A: By law, all gun transactions have to be made face-to-face between the buyer and the seller. In cases like this, the only way to avoid a long round trip is to get the seller to send the gun to a registered dealer in your area. If you do this, expect to pay a handling charge to your local dealer, plus carriage costs on the gun.
Q: I keep hearing about ‘shooting etiquette’. What is it and what does it have to do with me?
A: Shooting etiquette and manners are much more than saying please and thank you. Behaving correctly means behaving safely, treating the gamekeeper, loaders, shoot cook, beaters and pickers-up respectfully and wearing the right clothes. When you are out shooting you are an ambassador for the sport, and you want to show it in the best possible light. Oh, and eating what you shoot is also part of the etiquette.
Q: I would like to try all the different clay disciplines, but I wonder if my gun will be suitable?

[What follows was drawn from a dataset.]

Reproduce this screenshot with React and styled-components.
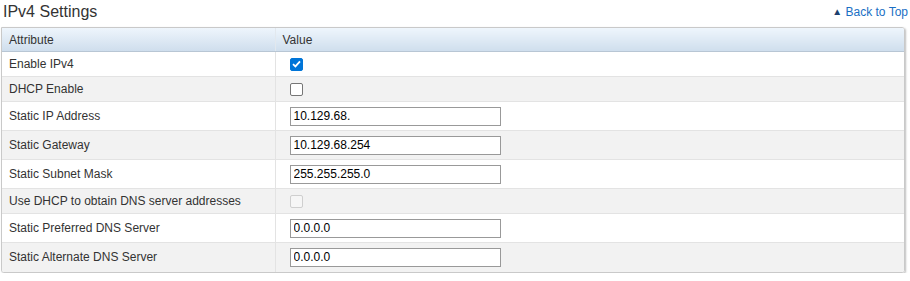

A: The most adaptable gun for any newcomer is a sporter – in other words, one designed for the English Sporting discipline. With a sporter you can tackle sporting and skeet, and most are also highly suitable for fieldshooting. You can also shoot the trap disciplines with a sporter, but not brilliantly. If you want to shoot trap seriously, get a specialist trap gun – but don’t expect it to be suitable for anything else.
Sporters usually weigh between 7.1/2lb and 7.3/4lb. Being a compromise gun in the way it handles, balances and shoots, you can also use a Sporter for skeet as well as pigeon and game shooting. So we usually advise newcomers to pick a Sporter as their first gun.
Q: What is the law when it comes to buying cartridges?
When you have your shotgun certificate you will need to produce it whenever and wherever you buy cartridges and you can buy them where you like. You also have to make the purchases in person – you can’t give your certificate to a friend to get cartridges for you.